* Given exercise *
Please pull out every line that includes the string "this".

= = = = = = =

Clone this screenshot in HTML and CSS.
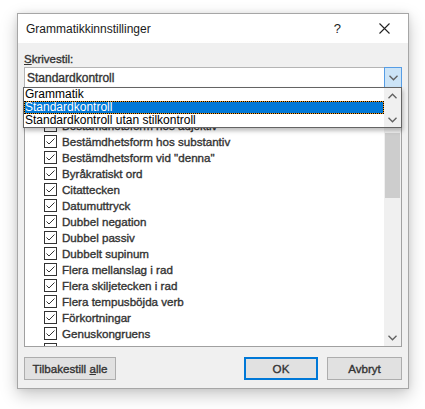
FILE: index.html
```html
<!DOCTYPE html>
<html>
<head>
<meta charset="utf-8">
<link rel="stylesheet" href="styles.css">
</head>
<body>
<div class="dialog">
  <div class="titlebar">
    <span class="title">Grammatikkinnstillinger</span>
    <span class="help">?</span>
    <svg class="close" width="11" height="11" viewBox="0 0 11 11"><path d="M0.5 0.5L10.5 10.5M10.5 0.5L0.5 10.5" stroke="#222" stroke-width="1.1" fill="none"/></svg>
  </div>
  <div class="body">
    <div class="label"><u>S</u>krivestil:</div>
    <div class="combo">
      <span class="combo-text">Standardkontroll</span>
      <span class="combo-btn"><svg width="9" height="6" viewBox="0 0 9 6"><path d="M0.5 0.8L4.5 4.8L8.5 0.8" stroke="#606060" stroke-width="1.3" fill="none"/></svg></span>
    </div>
    <div class="listbox">
      <div class="items">
        <div class="item"><svg class="cb" width="13" height="13"><rect x="0.5" y="0.5" width="12" height="12" fill="#fff" stroke="#333"/><path d="M2.5 6.5L5 9L10.5 3.5" fill="none" stroke="#333"/></svg>Bestämdhetsform hos adjektiv</div>
        <div class="item"><svg class="cb" width="13" height="13"><rect x="0.5" y="0.5" width="12" height="12" fill="#fff" stroke="#333"/><path d="M2.5 6.5L5 9L10.5 3.5" fill="none" stroke="#333"/></svg>Bestämdhetsform hos substantiv</div>
        <div class="item"><svg class="cb" width="13" height="13"><rect x="0.5" y="0.5" width="12" height="12" fill="#fff" stroke="#333"/><path d="M2.5 6.5L5 9L10.5 3.5" fill="none" stroke="#333"/></svg>Bestämdhetsform vid "denna"</div>
        <div class="item"><svg class="cb" width="13" height="13"><rect x="0.5" y="0.5" width="12" height="12" fill="#fff" stroke="#333"/><path d="M2.5 6.5L5 9L10.5 3.5" fill="none" stroke="#333"/></svg>Byråkratiskt ord</div>
        <div class="item"><svg class="cb" width="13" height="13"><rect x="0.5" y="0.5" width="12" height="12" fill="#fff" stroke="#333"/><path d="M2.5 6.5L5 9L10.5 3.5" fill="none" stroke="#333"/></svg>Citattecken</div>
        <div class="item"><svg class="cb" width="13" height="13"><rect x="0.5" y="0.5" width="12" height="12" fill="#fff" stroke="#333"/><path d="M2.5 6.5L5 9L10.5 3.5" fill="none" stroke="#333"/></svg>Datumuttryck</div>
        <div class="item"><svg class="cb" width="13" height="13"><rect x="0.5" y="0.5" width="12" height="12" fill="#fff" stroke="#333"/><path d="M2.5 6.5L5 9L10.5 3.5" fill="none" stroke="#333"/></svg>Dubbel negation</div>
        <div class="item"><svg class="cb" width="13" height="13"><rect x="0.5" y="0.5" width="12" height="12" fill="#fff" stroke="#333"/><path d="M2.5 6.5L5 9L10.5 3.5" fill="none" stroke="#333"/></svg>Dubbel passiv</div>
        <div class="item"><svg class="cb" width="13" height="13"><rect x="0.5" y="0.5" width="12" height="12" fill="#fff" stroke="#333"/><path d="M2.5 6.5L5 9L10.5 3.5" fill="none" stroke="#333"/></svg>Dubbelt supinum</div>
        <div class="item"><svg class="cb" width="13" height="13"><rect x="0.5" y="0.5" width="12" height="12" fill="#fff" stroke="#333"/><path d="M2.5 6.5L5 9L10.5 3.5" fill="none" stroke="#333"/></svg>Flera mellanslag i rad</div>
        <div class="item"><svg class="cb" width="13" height="13"><rect x="0.5" y="0.5" width="12" height="12" fill="#fff" stroke="#333"/><path d="M2.5 6.5L5 9L10.5 3.5" fill="none" stroke="#333"/></svg>Flera skiljetecken i rad</div>
        <div class="item"><svg class="cb" width="13" height="13"><rect x="0.5" y="0.5" width="12" height="12" fill="#fff" stroke="#333"/><path d="M2.5 6.5L5 9L10.5 3.5" fill="none" stroke="#333"/></svg>Flera tempusböjda verb</div>
        <div class="item"><svg class="cb" width="13" height="13"><rect x="0.5" y="0.5" width="12" height="12" fill="#fff" stroke="#333"/><path d="M2.5 6.5L5 9L10.5 3.5" fill="none" stroke="#333"/></svg>Förkortningar</div>
        <div class="item"><svg class="cb" width="13" height="13"><rect x="0.5" y="0.5" width="12" height="12" fill="#fff" stroke="#333"/><path d="M2.5 6.5L5 9L10.5 3.5" fill="none" stroke="#333"/></svg>Genuskongruens</div>
        <div class="item"><svg class="cb" width="13" height="13"><rect x="0.5" y="0.5" width="12" height="12" fill="#fff" stroke="#333"/><path d="M2.5 6.5L5 9L10.5 3.5" fill="none" stroke="#333"/></svg></div>
      </div>
      <div class="vscroll">
        <div class="track"><div class="thumb"></div></div>
        <div class="arrow"><svg width="9" height="6" viewBox="0 0 9 6"><path d="M0.5 0.8L4.5 4.8L8.5 0.8" stroke="#606060" stroke-width="1.3" fill="none"/></svg></div>
      </div>
    </div>
    <div class="buttons">
      <div class="btn reset"><span>Tilbakestill <u>a</u>lle</span></div>
      <div class="spacer"></div>
      <div class="btn ok">OK</div>
      <div class="btn cancel">Avbryt</div>
    </div>
  </div>
  <div class="dropdown">
    <div class="dd-items">
      <div class="dd-item">Grammatik</div>
      <div class="dd-item selected"><div class="sel-inner">Standardkontroll</div></div>
      <div class="dd-item">Standardkontroll utan stilkontroll</div>
    </div>
    <div class="dd-scroll">
      <svg width="9" height="6" viewBox="0 0 9 6"><path d="M0.5 5.2L4.5 1.2L8.5 5.2" stroke="#606060" stroke-width="1.3" fill="none"/></svg>
      <svg width="9" height="6" viewBox="0 0 9 6"><path d="M0.5 0.8L4.5 4.8L8.5 0.8" stroke="#606060" stroke-width="1.3" fill="none"/></svg>
    </div>
  </div>
</div>
</body>
</html>
```
FILE: styles.css
```css
* { box-sizing: border-box; }
html, body { margin: 0; padding: 0; background: #fff; }
body {
  font-family: "Liberation Sans", Arial, sans-serif;
  font-size: 12px;
  color: #000;
  width: 425px;
  height: 409px;
  overflow: hidden;
}
.dialog {
  position: relative;
  margin: 13px 0 0 17px;
  width: 392px;
  height: 376px;
  border: 1px solid #a6a6a6;
  background: #f0f0f0;
  box-shadow: 0 6px 16px rgba(0,0,0,0.22), 0 0 6px rgba(0,0,0,0.08);
  display: flex;
  flex-direction: column;
}
.titlebar {
  height: 29px;
  background: #fff;
  display: flex;
  align-items: center;
  padding-left: 8px;
}
.title { font-size: 12px; color: #1a1a1a; flex: 1; padding-top: 1px; }
.help { font-size: 13px; color: #222; margin-right: 38px; }
.close { margin-right: 18px; }
.body {
  flex: 1;
  display: flex;
  flex-direction: column;
  padding: 9px 6px 8px 6px;
}
.label {
  height: 15px;
  line-height: 15px;
  font-size: 11.5px;
  color: #333;
  -webkit-text-stroke: 0.35px #333;
}
.label u { text-decoration-thickness: 1px; }
.combo {
  height: 21px;
  background: #fff;
  border: 1px solid #b4b4b4;
  display: flex;
  align-items: center;
}
.combo-text {
  flex: 1;
  padding-left: 2px;
  font-size: 12px;
  color: #333;
  -webkit-text-stroke: 0.35px #333;
}
.combo-btn {
  width: 18px;
  height: 21px;
  margin: -1px -1px -1px 0;
  background: #cce4f7;
  border: 1px solid #569de5;
  display: flex;
  align-items: center;
  justify-content: center;
}
.listbox {
  margin-top: 8px;
  height: 251px;
  background: #fff;
  border: 1px solid #a0a0a0;
  display: flex;
  overflow: hidden;
}
.items {
  flex: 1;
  padding-top: 20px;
  padding-left: 19px;
}
.item {
  height: 16px;
  display: flex;
  align-items: center;
  font-size: 11.6px;
  color: #333;
  -webkit-text-stroke: 0.35px #333;
  white-space: nowrap;
}
.cb { margin-right: 5px; flex: none; }
.vscroll {
  width: 17px;
  background: #f0f0f0;
  display: flex;
  flex-direction: column;
}
.track { flex: 1; padding-top: 36px; }
.thumb {
  margin: 0 1px;
  height: 65px;
  background: #cdcdcd;
}
.arrow {
  height: 17px;
  display: flex;
  align-items: center;
  justify-content: center;
}
.buttons {
  margin-top: 10px;
  display: flex;
  height: 23px;
}
.spacer { flex: 1; }
.btn {
  height: 23px;
  background: #e1e1e1;
  border: 1px solid #adadad;
  display: flex;
  align-items: center;
  justify-content: center;
  font-size: 11.6px;
  color: #333;
  -webkit-text-stroke: 0.35px #333;
  white-space: nowrap;
}
.reset { width: 92px; }
.ok { width: 74px; border: 2px solid #0078d7; }
.cancel { width: 75px; margin-left: 9px; }
.dropdown {
  position: absolute;
  left: 5px;
  top: 73px;
  width: 379px;
  height: 41px;
  background: #fff;
  border: 1px solid #646464;
  display: flex;
  box-shadow: 1px 3px 4px rgba(0,0,0,0.25);
}
.dd-items { flex: 1; }
.dd-item {
  height: 13px;
  line-height: 13px;
  padding-left: 1px;
  font-size: 12px;
  color: #000;
  white-space: nowrap;
}
.dd-item.selected {
  padding: 1px;
  line-height: 11px;
  background: #f59b1a;
  outline: 1px dotted #000;
  outline-offset: -1px;
}
.sel-inner {
  height: 11px;
  line-height: 11px;
  background: #0078d7;
  color: #fff;
}
.dd-scroll {
  width: 17px;
  background: #f0f0f0;
  display: flex;
  flex-direction: column;
  align-items: center;
  justify-content: space-between;
  padding: 5px 0 4px;
}
```
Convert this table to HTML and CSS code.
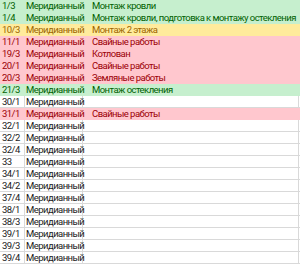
FILE: index.html
```html
<!DOCTYPE html>
<html lang="ru">
<head>
<meta charset="utf-8">
<link rel="stylesheet" href="styles.css">
</head>
<body>
<div class="sheet">
  <div class="row good"><span class="c a">1/3</span><span class="c b">Меридианный</span><span class="c d">Монтаж кровли</span></div>
  <div class="row good"><span class="c a">1/4</span><span class="c b">Меридианный</span><span class="c d">Монтаж кровли, подготовка к монтажу остекления</span></div>
  <div class="row neutral"><span class="c a">10/3</span><span class="c b">Меридианный</span><span class="c d">Монтаж 2 этажа</span></div>
  <div class="row bad"><span class="c a">11/1</span><span class="c b">Меридианный</span><span class="c d">Свайные работы</span></div>
  <div class="row bad"><span class="c a">19/3</span><span class="c b">Меридианный</span><span class="c d">Котлован</span></div>
  <div class="row bad"><span class="c a">20/1</span><span class="c b">Меридианный</span><span class="c d">Свайные работы</span></div>
  <div class="row bad"><span class="c a">20/3</span><span class="c b">Меридианный</span><span class="c d">Земляные работы</span></div>
  <div class="row good"><span class="c a">21/3</span><span class="c b">Меридианный</span><span class="c d">Монтаж остекления</span></div>
  <div class="row"><span class="c a">30/1</span><span class="c b">Меридианный</span><span class="c d"></span></div>
  <div class="row bad"><span class="c a">31/1</span><span class="c b">Меридианный</span><span class="c d">Свайные работы</span></div>
  <div class="row"><span class="c a">32/1</span><span class="c b">Меридианный</span><span class="c d"></span></div>
  <div class="row"><span class="c a">32/2</span><span class="c b">Меридианный</span><span class="c d"></span></div>
  <div class="row"><span class="c a">32/4</span><span class="c b">Меридианный</span><span class="c d"></span></div>
  <div class="row"><span class="c a">33</span><span class="c b">Меридианный</span><span class="c d"></span></div>
  <div class="row"><span class="c a">34/1</span><span class="c b">Меридианный</span><span class="c d"></span></div>
  <div class="row"><span class="c a">34/2</span><span class="c b">Меридианный</span><span class="c d"></span></div>
  <div class="row"><span class="c a">37/4</span><span class="c b">Меридианный</span><span class="c d"></span></div>
  <div class="row"><span class="c a">38/1</span><span class="c b">Меридианный</span><span class="c d"></span></div>
  <div class="row"><span class="c a">38/3</span><span class="c b">Меридианный</span><span class="c d"></span></div>
  <div class="row"><span class="c a">39/1</span><span class="c b">Меридианный</span><span class="c d"></span></div>
  <div class="row"><span class="c a">39/3</span><span class="c b">Меридианный</span><span class="c d"></span></div>
  <div class="row"><span class="c a">39/4</span><span class="c b">Меридианный</span><span class="c d"></span></div>
</div>
</body>
</html>
```
FILE: styles.css
```css
html, body {
  margin: 0;
  padding: 0;
  background: #ffffff;
}
.sheet {
  width: 300px;
  font-family: Roboto, "Noto Sans", sans-serif;
  font-size: 9.5px;
  letter-spacing: -0.55px;
  color: #1a1a1a;
}
.row {
  display: grid;
  grid-template-columns: 25px 58px 216px 1px;
  height: 12px;
  background: #ffffff;
}
.row::after {
  content: "";
  border-bottom: 1px solid #d9d9d9;
}
.c {
  box-sizing: border-box;
  min-width: 0;
  height: 12px;
  line-height: 11px;
  white-space: nowrap;
  border-bottom: 1px solid #d9d9d9;
  border-right: 1px solid #d9d9d9;
}
.a { padding-left: 2px; }
.b { padding-left: 1px; }
.d { padding-left: 9px; }
.good { background: #c6efce; color: #006100; }
.neutral { background: #ffeb9c; color: #9c6500; }
.bad { background: #ffc7ce; color: #9c0006; }
.good .c, .neutral .c, .bad .c, .good::after, .neutral::after, .bad::after {
  border-color: transparent;
}
```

= = = = = = =

* The solution *
Clone this screenshot in HTML and CSS.
Convert this table to HTML and CSS code.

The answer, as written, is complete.